- From: Sylvain Galineau <sylvaing@microsoft.com>
- Date: Fri, 5 Mar 2010 00:48:35 +0000
- To: "L. David Baron" <dbaron@dbaron.org>
- CC: fantasai <fantasai.lists@inkedblade.net>, "www-style@w3.org" <www-style@w3.org>, Brian Manthos <brianman@microsoft.com>, Prabs Chawla <pchawla@microsoft.com>, Arron Eicholz <Arron.Eicholz@microsoft.com>
> From: L. David Baron [mailto:dbaron@dbaron.org] > Note the "and at least one value is not a keyword". Two keywords > together are allowed in either order, as long as one can be > interpreted as horizontal and the other can be interpreted as > vertical. ('center' can be interpreted as either.) > > The grammar also allows this in the '&&' (our special notation for > both required, but in either order) that's in the third part of the > top-level |. Thanks ! Now that you've clarified it, I think I recall a f2f discussion about this. In my mind though, "at least one" does not exclude "both". May I suggest this be clarified with explicit prose ? E.g.
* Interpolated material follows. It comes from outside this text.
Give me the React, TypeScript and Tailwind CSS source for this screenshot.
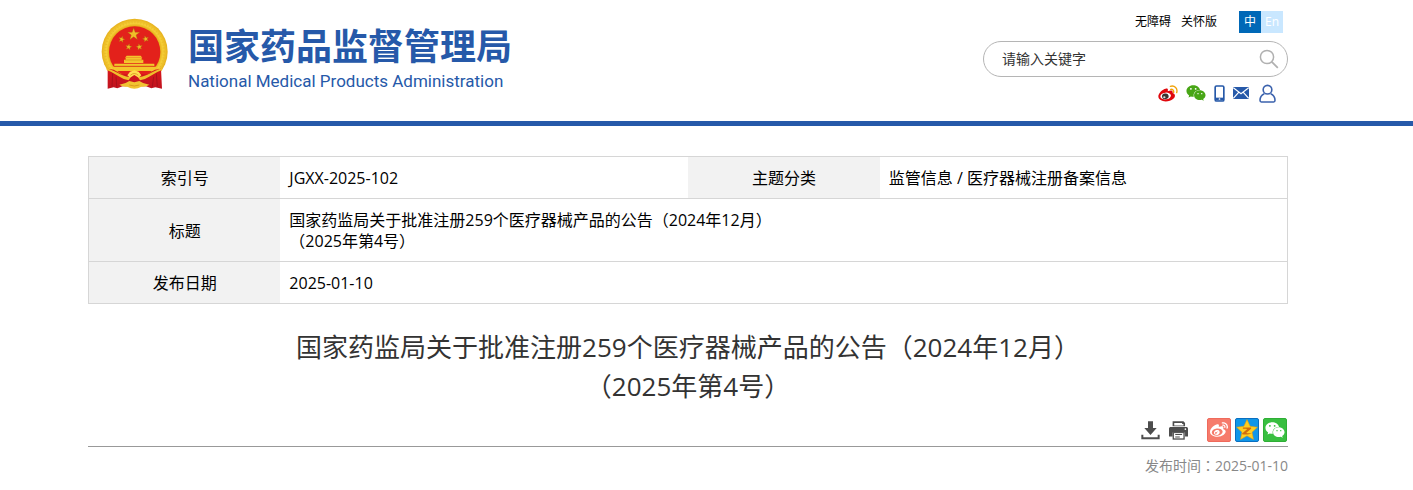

Update: #If two values are given and at least one value is not a keyword, then the first value represents the horizontal position #(or offset) and the second represents the vertical position (or offset). <percentage> and <length> values here represent an #offset of the top left corner of the background image from the top left corner of the background positioning area. ...to: #If two values are given and one value is not a keyword, then the first value represents the horizontal position #(or #offset) and the second represents the vertical position (or offset). <percentage> and <length> values here represent an #offset of the top left corner of the background image from the top left corner of the background positioning area. If both #values are keywords, the vertical and horizontal component can be specified in either order.